The exercise: Show every line that has the string "styles" in it.

Source excerpt:
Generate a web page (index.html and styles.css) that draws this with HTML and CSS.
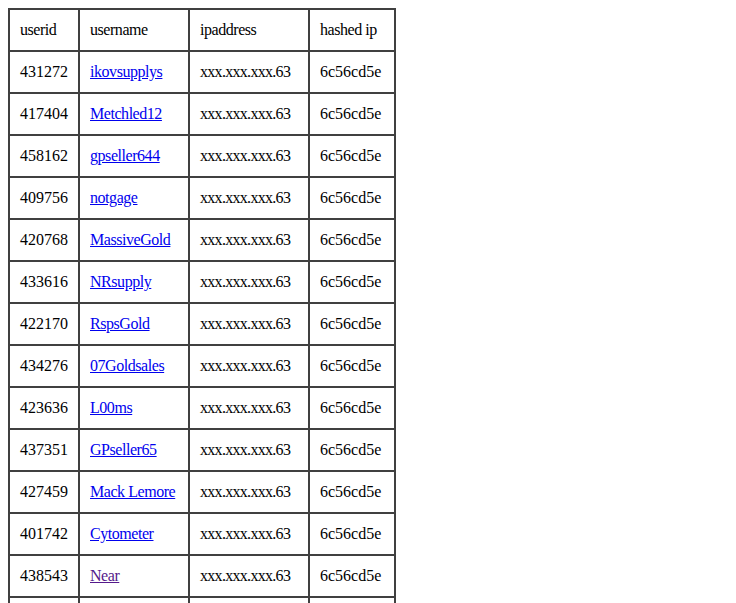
FILE: index.html
```html
<!DOCTYPE html>
<html>
<head>
<meta charset="utf-8">
<link rel="stylesheet" href="styles.css">
</head>
<body>
<table class="ip-table">
  <tr class="head"><td class="c-id">userid</td><td class="c-name">username</td><td class="c-ip">ipaddress</td><td class="c-hash">hashed ip</td></tr>
  <tr><td>431272</td><td class="name"><a href="#">ikovsupplys</a></td><td class="ip">xxx.xxx.xxx.63</td><td>6c56cd5e</td></tr>
  <tr><td>417404</td><td class="name"><a href="#">Metchled12</a></td><td class="ip">xxx.xxx.xxx.63</td><td>6c56cd5e</td></tr>
  <tr><td>458162</td><td class="name"><a href="#">gpseller644</a></td><td class="ip">xxx.xxx.xxx.63</td><td>6c56cd5e</td></tr>
  <tr><td>409756</td><td class="name"><a href="#">notgage</a></td><td class="ip">xxx.xxx.xxx.63</td><td>6c56cd5e</td></tr>
  <tr><td>420768</td><td class="name"><a href="#">MassiveGold</a></td><td class="ip">xxx.xxx.xxx.63</td><td>6c56cd5e</td></tr>
  <tr><td>433616</td><td class="name"><a href="#">NRsupply</a></td><td class="ip">xxx.xxx.xxx.63</td><td>6c56cd5e</td></tr>
  <tr><td>422170</td><td class="name"><a href="#">RspsGold</a></td><td class="ip">xxx.xxx.xxx.63</td><td>6c56cd5e</td></tr>
  <tr><td>434276</td><td class="name"><a href="#">07Goldsales</a></td><td class="ip">xxx.xxx.xxx.63</td><td>6c56cd5e</td></tr>
  <tr><td>423636</td><td class="name"><a href="#">L00ms</a></td><td class="ip">xxx.xxx.xxx.63</td><td>6c56cd5e</td></tr>
  <tr><td>437351</td><td class="name"><a href="#">GPseller65</a></td><td class="ip">xxx.xxx.xxx.63</td><td>6c56cd5e</td></tr>
  <tr><td>427459</td><td class="name"><a href="#">Mack Lemore</a></td><td class="ip">xxx.xxx.xxx.63</td><td>6c56cd5e</td></tr>
  <tr><td>401742</td><td class="name"><a href="#">Cytometer</a></td><td class="ip">xxx.xxx.xxx.63</td><td>6c56cd5e</td></tr>
  <tr><td>438543</td><td class="name"><a href="#" class="visited">Near</a></td><td class="ip">xxx.xxx.xxx.63</td><td>6c56cd5e</td></tr>
  <tr><td>412208</td><td class="name"><a href="#">Goldlord</a></td><td class="ip">xxx.xxx.xxx.63</td><td>6c56cd5e</td></tr>
  <tr><td>445190</td><td class="name"><a href="#">RsBuyer</a></td><td class="ip">xxx.xxx.xxx.63</td><td>6c56cd5e</td></tr>
</table>
</body>
</html>
```
FILE: styles.css
```css
html, body {
  background: #ffffff;
}
body {
  margin: 8px;
  font-family: "Liberation Serif", "Times New Roman", serif;
  font-size: 16px;
  color: #000000;
}
.ip-table {
  border: 1px solid #404040;
  border-spacing: 0;
  border-collapse: separate;
  table-layout: fixed;
  width: 388px;
}
.ip-table td {
  border: 1px solid #404040;
  padding: 10px;
  line-height: 20px;
  white-space: nowrap;
  text-align: left;
}
.ip-table .c-id { width: 48px; }
.ip-table .c-name { width: 88px; }
.ip-table .c-ip { width: 98px; }
.ip-table .c-hash { width: 64px; }
.ip-table .head td { letter-spacing: -0.45px; }
.ip-table .name { letter-spacing: -0.45px; }
.ip-table .ip { letter-spacing: -0.7px; }
.ip-table a {
  color: #0000ee;
  text-decoration: underline;
}
.ip-table a.visited {
  color: #551a8b;
}
```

Task output:
Generate a web page (index.html and styles.css) that draws this with HTML and CSS.
<link rel="stylesheet" href="styles.css">
FILE: styles.css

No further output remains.